Dive Brief:
- Desktop display ads accounted for 54% of Amazon's ad impressions for its marketing campaign leading up to Prime Day, according to an analysis by media intelligence platform BIScience provided to Marketing Dive. Mobile accounted for 29.7% of impressions and mobile video 16%.
- Mobile dominated the impressions for other retailers’ corresponding Prime Day promotional efforts during the same timeframe. Mobile display accounted for 93.9% of impressions for Walmart, 62% for eBay and 58% for Target. Mobile video accounted for 79% of impressions for Best Buy and 32.6% for Target.
- Prime Day house ads, or those appearing on Amazon.com, garnered about 1.7 billion desktop display impressions for the 2018 event and about 565.2 million impressions for non-house ads. Last year’s event had more than 510.2 million non-house ad impressions on desktop display.
Dive Insight:
While mobile shopping continues to grow, the BIScience analysis reveals that desktop display is still a valuable format for Amazon and other retailers, as shoppers often rely on both mobile and desktop during a shopping session.
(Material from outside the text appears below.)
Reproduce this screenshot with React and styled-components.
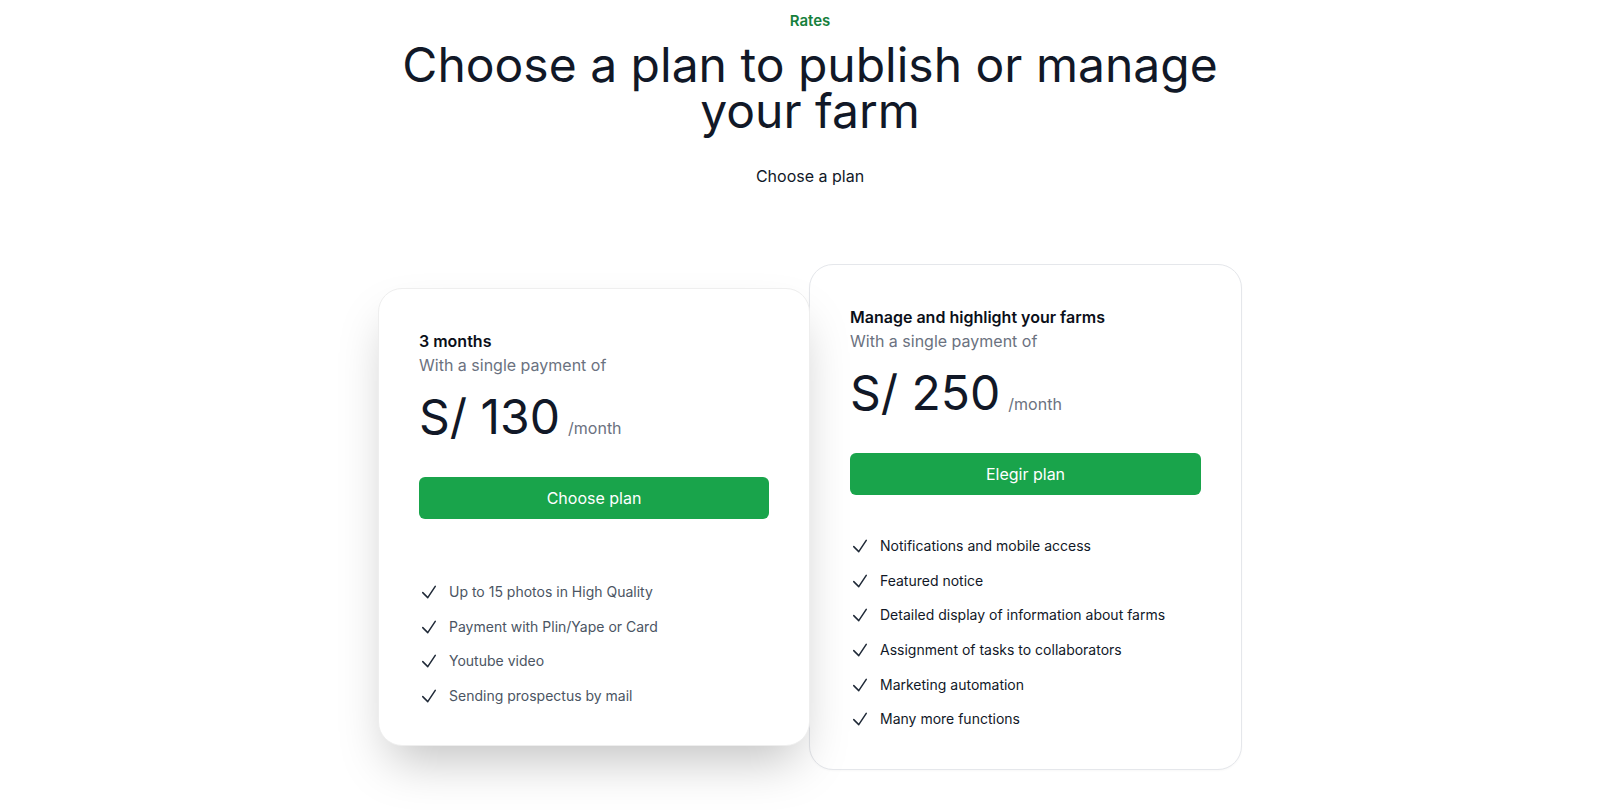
import React from 'react'
import styled, { createGlobalStyle } from 'styled-components'

const GlobalStyle = createGlobalStyle`
    html, body {
        margin: 0;
        padding: 0;
        background: #ffffff;
    }
    body {
        font-family: Inter, "Open Sans", "Liberation Sans", sans-serif;
        color: #111827;
        -webkit-font-smoothing: antialiased;
    }
`

const Page = styled.div`
    padding: 9px 0 40px 20px;
    display: flex;
    flex-direction: column;
    align-items: center;
`

const Eyebrow = styled.p`
    margin: 0;
    font-size: 15px;
    line-height: 24px;
    font-weight: 600;
    color: #16803c;
`

const Heading = styled.h1`
    margin: 9px 0 0;
    font-size: 48px;
    line-height: 46px;
    font-weight: 400;
    color: #111827;
    text-align: center;
    max-width: 860px;
`

const Lead = styled.p`
    margin: 30px 0 0;
    font-size: 16px;
    line-height: 24px;
    color: #111827;
`

const Tiers = styled.div`
    margin-top: 76px;
    display: grid;
    grid-template-columns: 432px 432px;
    align-items: start;
`

const Card = styled.div`
    position: relative;
    box-sizing: border-box;
    background: #ffffff;
    border-radius: 24px;
    padding: 40px 40px ${(p) => (p.featured ? '37px' : '38px')};
    border: 1px solid ${(p) => (p.featured ? '#eeeeee' : '#e5e7eb')};
    margin-top: ${(p) => (p.featured ? '24px' : '0')};
    margin-left: ${(p) => (p.featured ? '0' : '-1px')};
    z-index: ${(p) => (p.featured ? 1 : 0)};
    box-shadow: ${(p) =>
        p.featured ? '0 25px 50px -12px rgba(0, 0, 0, 0.25)' : '0 1px 2px rgba(0, 0, 0, 0.03)'};
`

const Title = styled.h3`
    margin: 0;
    font-size: 16px;
    line-height: 24px;
    font-weight: 600;
    color: #0b0f19;
`

const Note = styled.p`
    margin: 0;
    font-size: 16px;
    line-height: 24px;
    color: #6b7280;
`

const PriceRow = styled.p`
    margin: 16px 0 0;
    display: flex;
    align-items: baseline;
    gap: 8px;
`

const Amount = styled.span`
    font-size: 48px;
    line-height: 48px;
    font-weight: 400;
    color: #111827;
`

const Period = styled.span`
    font-size: 16px;
    color: #6b7280;
`

const Button = styled.a`
    display: block;
    margin-top: 36px;
    height: 42px;
    line-height: 42px;
    border-radius: 6px;
    background: #19a44b;
    color: #ffffff;
    text-align: center;
    font-size: 16px;
    text-decoration: none;
    cursor: pointer;
`

const Features = styled.ul`
    list-style: none;
    margin: ${(p) => (p.featured ? '61px' : '39px')} 0 0;
    padding: 0;
    display: flex;
    flex-direction: column;
    gap: 10.7px;
`

const Feature = styled.li`
    display: flex;
    align-items: center;
    gap: 10px;
    font-size: 14px;
    line-height: 24px;
    color: ${(p) => (p.featured ? '#4b5563' : '#111827')};
`

const Check = () => (
    <svg width="20" height="20" viewBox="0 0 24 24" fill="none" stroke="#1f2937" strokeWidth="1.8" strokeLinecap="round" strokeLinejoin="round">
        <path d="M4.5 12.75l6 6 9-13.5" />
    </svg>
)

const tiers = [
    {
        name: '3 months',
        price: 'S/ 130',
        cta: 'Choose plan',
        featured: true,
        features: [
            'Up to 15 photos in High Quality',
            'Payment with Plin/Yape or Card',
            'Youtube video',
            'Sending prospectus by mail',
        ],
    },
    {
        name: 'Manage and highlight your farms',
        price: 'S/ 250',
        cta: 'Elegir plan',
        featured: false,
        features: [
            'Notifications and mobile access',
            'Featured notice',
            'Detailed display of information about farms',
            'Assignment of tasks to collaborators',
            'Marketing automation',
            'Many more functions',
        ],
    },
]

export default function App() {
    return (
        <React.Fragment>
            <GlobalStyle />
            <Page>
                <Eyebrow>Rates</Eyebrow>
                <Heading>Choose a plan to publish or manage your farm</Heading>
                <Lead>Choose a plan</Lead>
                <Tiers>
                    {tiers.map((tier) => (
                        <Card key={tier.name} featured={tier.featured}>
                            <Title>{tier.name}</Title>
                            <Note>With a single payment of</Note>
                            <PriceRow>
                                <Amount>{tier.price}</Amount>
                                <Period>/month</Period>
                            </PriceRow>
                            <Button>{tier.cta}</Button>
                            <Features featured={tier.featured}>
                                {tier.features.map((f) => (
                                    <Feature key={f} featured={tier.featured}>
                                        <Check />
                                        {f}
                                    </Feature>
                                ))}
                            </Features>
                        </Card>
                    ))}
                </Tiers>
            </Page>
        </React.Fragment>
    )
}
However, as shoppers often use mobile devices to browse for products, and then complete their purchases later on desktop, this gives major retailers like Walmart an opportunity to entice shoppers to their sites before they head over to Amazon.com. During the 2017 holiday shopping season, desktop was projected to account for 46% of U.S. retail website visits but 66% of online retail revenue, according to Adobe Analytics cited by Recode.
This year’s Prime Day shopping event got off to a rough start, as Amazon’s mobile and desktop sites experienced glitches. Despite the problems, Amazon broke sales records, with Prime members worldwide ordering 100 million products. Top sellers were Amazon devices, the Echo Dot and Fire TV Stick with Alexa Voice Remote. Seventy-six percent of Prime Day deals beat Black Friday prices, according to deals site BestBlackFriday.
Amazon expanded Prime Day this year to 36 hours, from 30 hours last year. On top of its digital desktop display push, Amazon embraced several innovative, experiential marketing tactics to promote the shopping event. Amazon delivered several “smile” boxes to locations around the world and live streamed the “unboxing” to reveal pop-up concerts and other events, and unveiled virtual reality kiosks at shopping malls in India to promote the event.
Amazon also dominated digital advertising around Father’s Day with mostly desktop display ads, earning 6 billion impressions, according to a separate BIScience analysis. The e-commerce giant’s success with desktop display ads seem to contradict industry growth projections for mobile advertising. EMarketer predicts that mobile will account for 69.9% of all digital advertising in 2018, driven by display ads.